Thursday, June 27th 2024

AMD to Revise Specs of Ryzen 7 9700X to Increase TDP to 120W, to Beat 7800X3D

AMD's Ryzen 9000 "Granite Ridge" family of Socket AM5 desktop processors based on the "Zen 5" microarchitecture arrive in July, with four processor models in the lead—the 9950X 16-core, the 9900X 12-core, the 9700X 8-core, and the 9600X 6-core. AMD is building the CCDs (CPU core dies) of these processors on the slightly newer 4 nm foundry node, compared to the 5 nm node that the Ryzen 7000 series "Raphael" processors based on "Zen 4" are built on; and generally lowered the TDP values of all but the top 16-core part. The company is reportedly reconsidering these changes, particularly in wake of company statements that the 9000X series may not beat the 7000X3D series in gaming performance, which may have sullied the launch, particularly for gamers.

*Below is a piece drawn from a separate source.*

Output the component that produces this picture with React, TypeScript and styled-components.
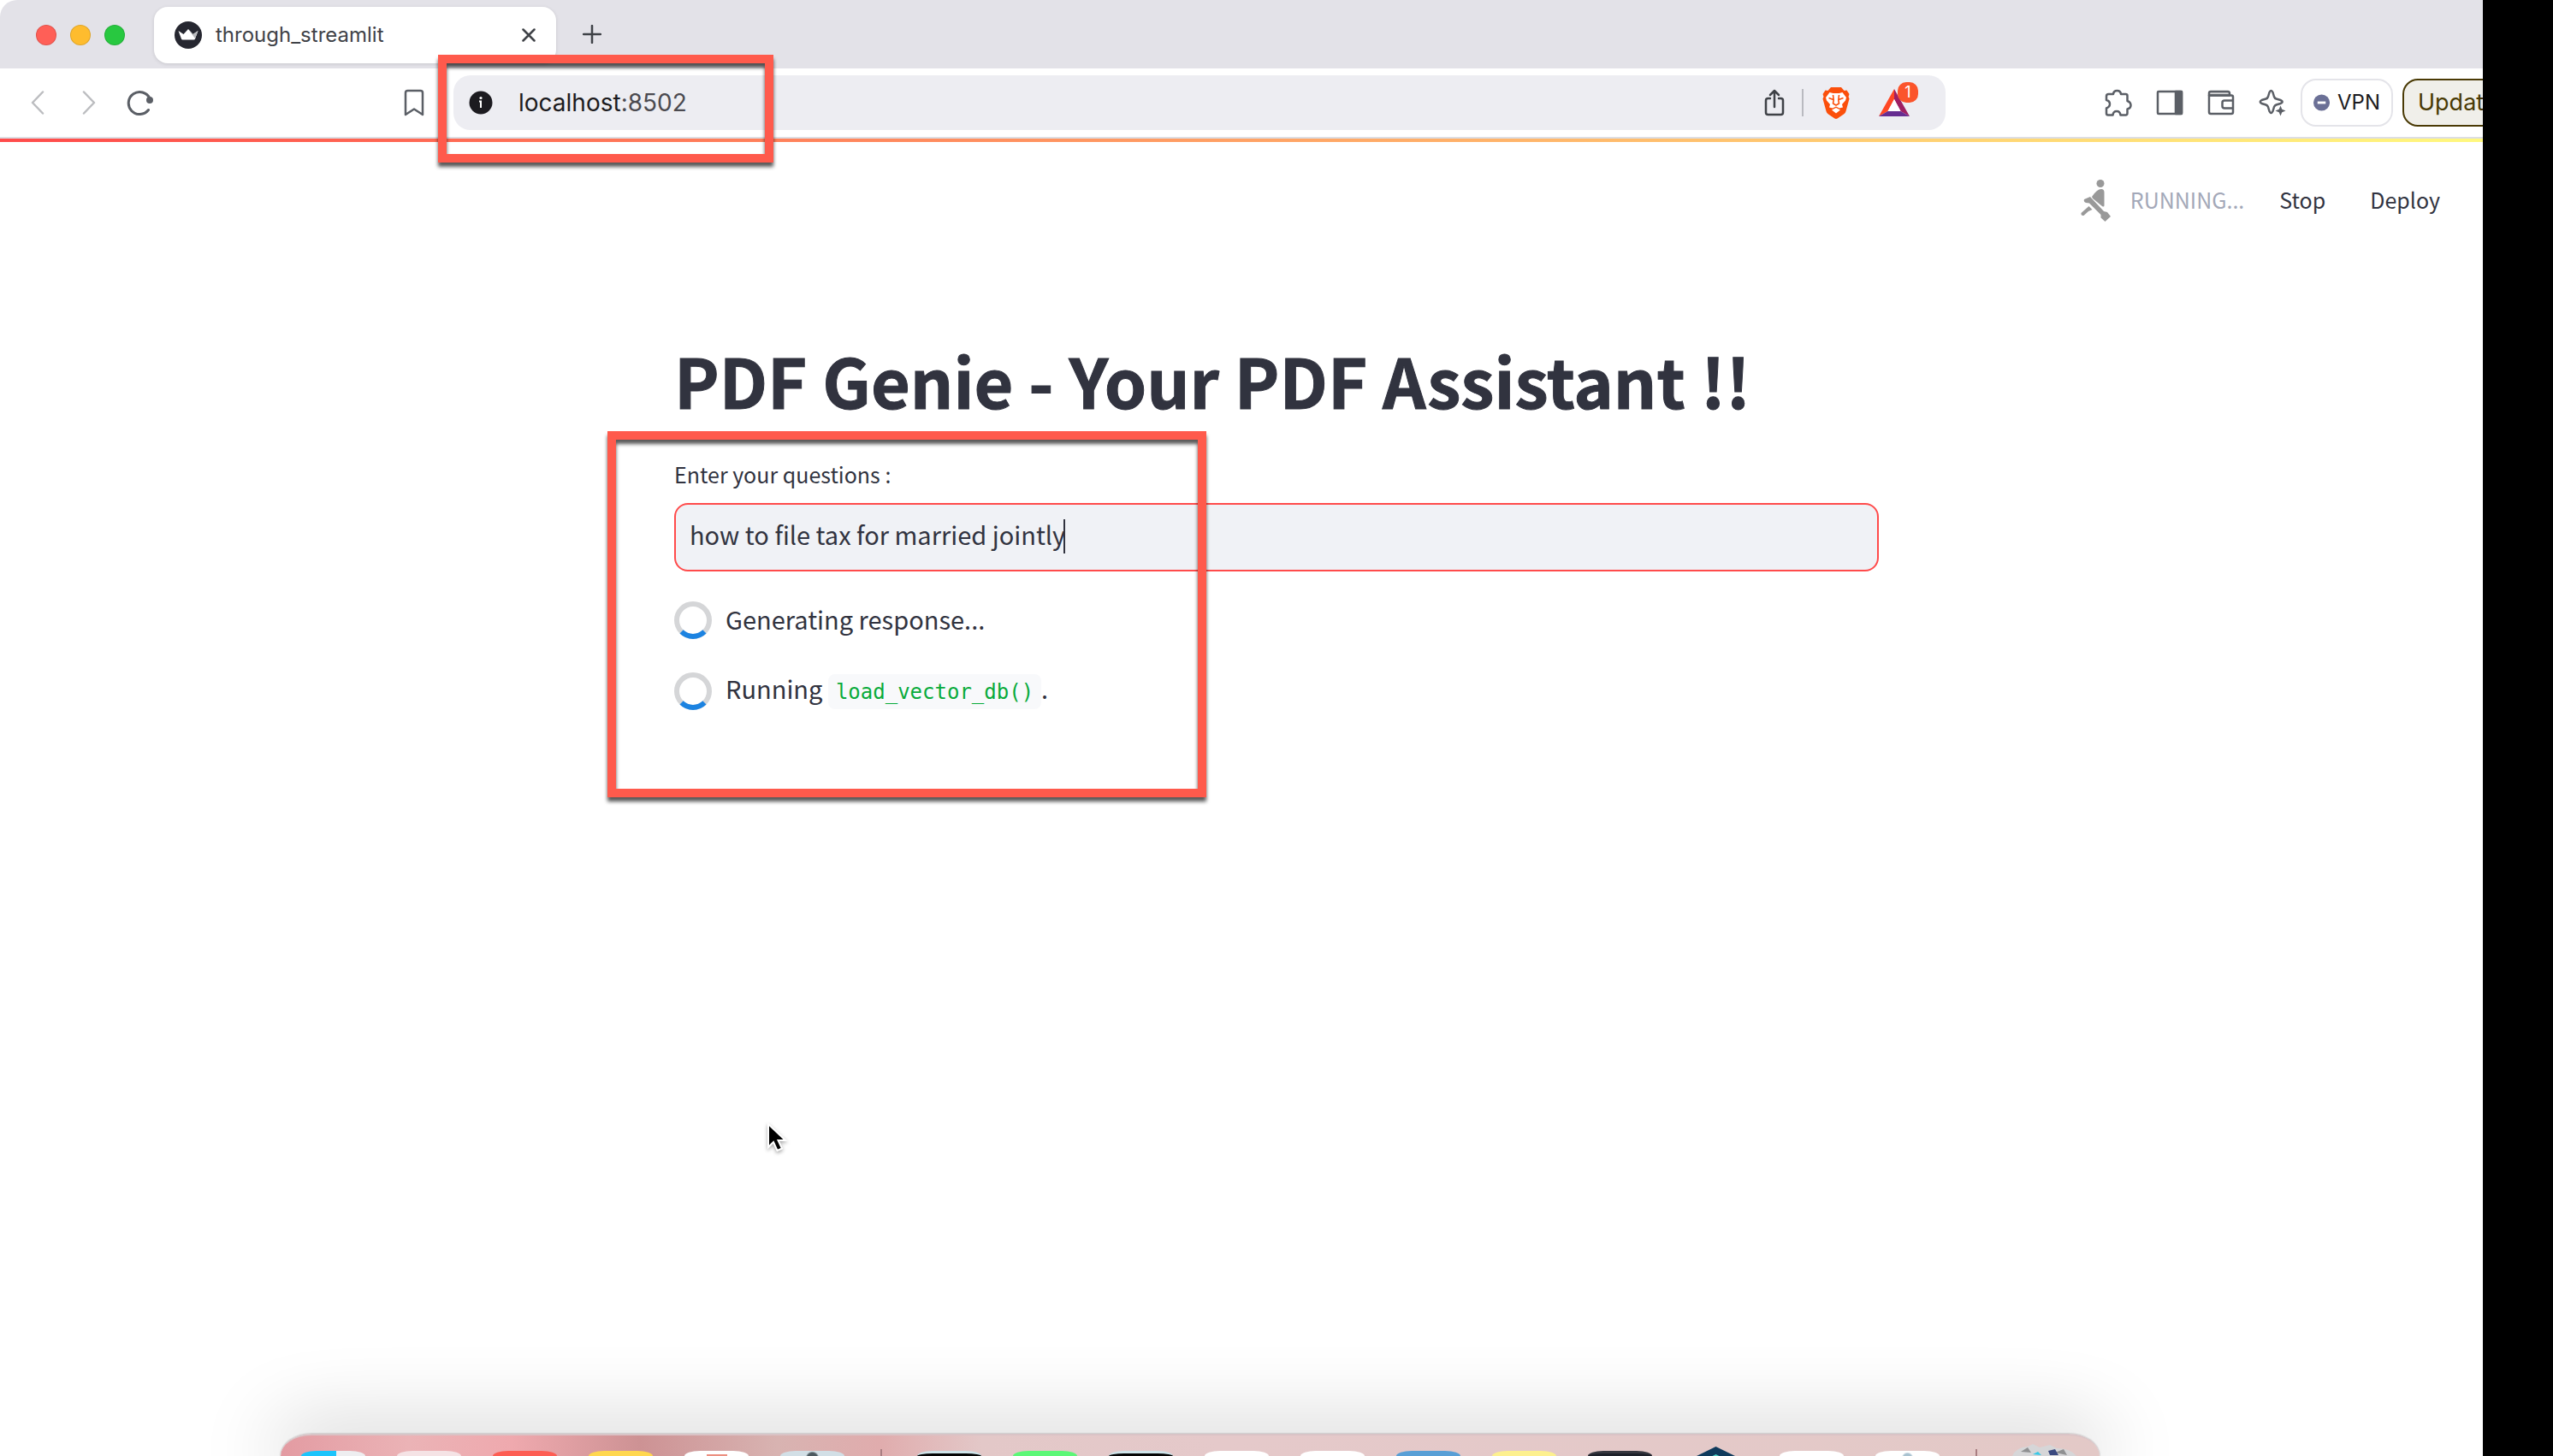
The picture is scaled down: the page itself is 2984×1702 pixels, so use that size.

From the company's Computex 2024 announcement of the Ryzen 9000 series, the 9950X has the same 170 W TDP as its predecessor, the 7950X. The 9900X 12-core part, however, comes with a lower 120 W TDP compared to the 170 W of the 7900X. Things get interesting with the 8-core and 6-core parts. Both the 9700X 8-core, and the 9600X 6-core chips come with 65 W TDP. The 9700X succeeds the 7700X, which came with a 105 W TDP, while the 9600X succeeds the 7600X that enjoys the same 105 W TDP. The TDP and package power tracing (PPT) values of an AMD processor are known to affect CPU boost frequency residence, particularly in some of the higher core-count SKUs. Wccftech reports that AMD is planning to revise the specifications of at least the Ryzen 7 9700X.
Apparently, the Ryzen 7 9700X will undergo a set of changes to its specifications which see the TDP and PPT values increase. The TDP will be increased to 120 W, which is higher than even the 105 W that the 7700X comes with, and matches the 120 W of the 7800X3D. Given that the 9700X lacks 3D V-cache, the increased power limits should vastly improve the boost frequency residence of this chip. At this point we don't know if the re-spec includes an increase in clock speeds.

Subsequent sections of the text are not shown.